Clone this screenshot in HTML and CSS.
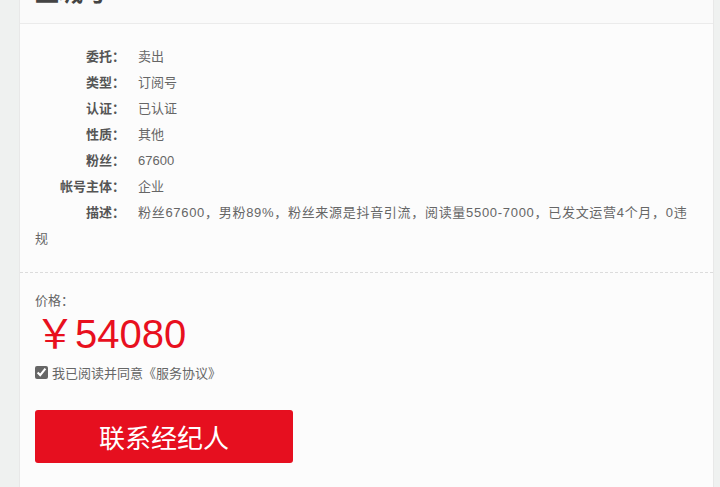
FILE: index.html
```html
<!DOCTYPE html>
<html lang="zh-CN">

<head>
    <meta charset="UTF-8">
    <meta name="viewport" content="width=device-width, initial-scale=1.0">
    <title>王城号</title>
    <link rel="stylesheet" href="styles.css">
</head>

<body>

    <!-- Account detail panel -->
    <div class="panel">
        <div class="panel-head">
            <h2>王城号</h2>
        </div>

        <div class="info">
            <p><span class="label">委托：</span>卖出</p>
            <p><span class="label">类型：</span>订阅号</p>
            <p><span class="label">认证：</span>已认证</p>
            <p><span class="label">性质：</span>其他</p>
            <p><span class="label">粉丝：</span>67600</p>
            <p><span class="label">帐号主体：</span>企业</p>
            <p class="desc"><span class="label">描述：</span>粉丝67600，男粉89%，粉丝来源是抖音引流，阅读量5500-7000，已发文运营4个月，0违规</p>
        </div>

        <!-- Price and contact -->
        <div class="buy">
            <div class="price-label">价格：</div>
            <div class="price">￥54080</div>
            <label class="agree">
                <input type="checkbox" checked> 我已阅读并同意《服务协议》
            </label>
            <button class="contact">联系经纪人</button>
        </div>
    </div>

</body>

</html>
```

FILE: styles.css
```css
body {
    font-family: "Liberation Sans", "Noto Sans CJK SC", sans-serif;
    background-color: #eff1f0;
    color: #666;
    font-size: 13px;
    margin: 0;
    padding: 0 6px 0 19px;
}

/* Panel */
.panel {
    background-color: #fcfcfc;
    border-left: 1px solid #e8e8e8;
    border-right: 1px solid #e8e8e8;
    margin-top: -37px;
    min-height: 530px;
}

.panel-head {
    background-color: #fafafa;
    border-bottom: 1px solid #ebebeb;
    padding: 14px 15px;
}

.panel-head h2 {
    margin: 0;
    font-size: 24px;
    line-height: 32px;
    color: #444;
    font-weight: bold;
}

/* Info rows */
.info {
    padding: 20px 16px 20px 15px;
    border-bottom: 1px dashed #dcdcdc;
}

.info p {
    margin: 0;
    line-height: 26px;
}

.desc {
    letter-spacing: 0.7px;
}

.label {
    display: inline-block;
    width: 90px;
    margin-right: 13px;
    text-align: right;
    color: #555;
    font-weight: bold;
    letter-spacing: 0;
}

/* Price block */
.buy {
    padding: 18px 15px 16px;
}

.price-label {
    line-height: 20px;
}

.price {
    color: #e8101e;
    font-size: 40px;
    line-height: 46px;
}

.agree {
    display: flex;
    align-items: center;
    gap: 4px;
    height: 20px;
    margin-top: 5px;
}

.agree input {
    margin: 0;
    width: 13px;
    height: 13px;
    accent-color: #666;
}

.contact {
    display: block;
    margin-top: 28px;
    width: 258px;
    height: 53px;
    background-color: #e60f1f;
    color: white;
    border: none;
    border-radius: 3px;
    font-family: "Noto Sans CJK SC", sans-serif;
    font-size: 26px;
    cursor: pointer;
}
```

---*---

# Set problem
Except for the pictures, copy the material above exactly.

# Result of this exercise
Clone this screenshot in HTML and CSS.
FILE: index.html
```html
<!DOCTYPE html>
<html lang="zh-CN">

<head>
    <meta charset="UTF-8">
    <meta name="viewport" content="width=device-width, initial-scale=1.0">
    <title>王城号</title>
    <link rel="stylesheet" href="styles.css">
</head>

<body>

    <!-- Account detail panel -->
    <div class="panel">
        <div class="panel-head">
            <h2>王城号</h2>
        </div>

        <div class="info">
            <p><span class="label">委托：</span>卖出</p>
            <p><span class="label">类型：</span>订阅号</p>
            <p><span class="label">认证：</span>已认证</p>
            <p><span class="label">性质：</span>其他</p>
            <p><span class="label">粉丝：</span>67600</p>
            <p><span class="label">帐号主体：</span>企业</p>
            <p class="desc"><span class="label">描述：</span>粉丝67600，男粉89%，粉丝来源是抖音引流，阅读量5500-7000，已发文运营4个月，0违规</p>
        </div>

        <!-- Price and contact -->
        <div class="buy">
            <div class="price-label">价格：</div>
            <div class="price">￥54080</div>
            <label class="agree">
                <input type="checkbox" checked> 我已阅读并同意《服务协议》
            </label>
            <button class="contact">联系经纪人</button>
        </div>
    </div>

</body>

</html>
```

FILE: styles.css
```css
body {
    font-family: "Liberation Sans", "Noto Sans CJK SC", sans-serif;
    background-color: #eff1f0;
    color: #666;
    font-size: 13px;
    margin: 0;
    padding: 0 6px 0 19px;
}

/* Panel */
.panel {
    background-color: #fcfcfc;
    border-left: 1px solid #e8e8e8;
    border-right: 1px solid #e8e8e8;
    margin-top: -37px;
    min-height: 530px;
}

.panel-head {
    background-color: #fafafa;
    border-bottom: 1px solid #ebebeb;
    padding: 14px 15px;
}

.panel-head h2 {
    margin: 0;
    font-size: 24px;
    line-height: 32px;
    color: #444;
    font-weight: bold;
}

/* Info rows */
.info {
    padding: 20px 16px 20px 15px;
    border-bottom: 1px dashed #dcdcdc;
}

.info p {
    margin: 0;
    line-height: 26px;
}

.desc {
    letter-spacing: 0.7px;
}

.label {
    display: inline-block;
    width: 90px;
    margin-right: 13px;
    text-align: right;
    color: #555;
    font-weight: bold;
    letter-spacing: 0;
}

/* Price block */
.buy {
    padding: 18px 15px 16px;
}

.price-label {
    line-height: 20px;
}

.price {
    color: #e8101e;
    font-size: 40px;
    line-height: 46px;
}

.agree {
    display: flex;
    align-items: center;
    gap: 4px;
    height: 20px;
    margin-top: 5px;
}

.agree input {
    margin: 0;
    width: 13px;
    height: 13px;
    accent-color: #666;
}

.contact {
    display: block;
    margin-top: 28px;
    width: 258px;
    height: 53px;
    background-color: #e60f1f;
    color: white;
    border: none;
    border-radius: 3px;
    font-family: "Noto Sans CJK SC", sans-serif;
    font-size: 26px;
    cursor: pointer;
}
```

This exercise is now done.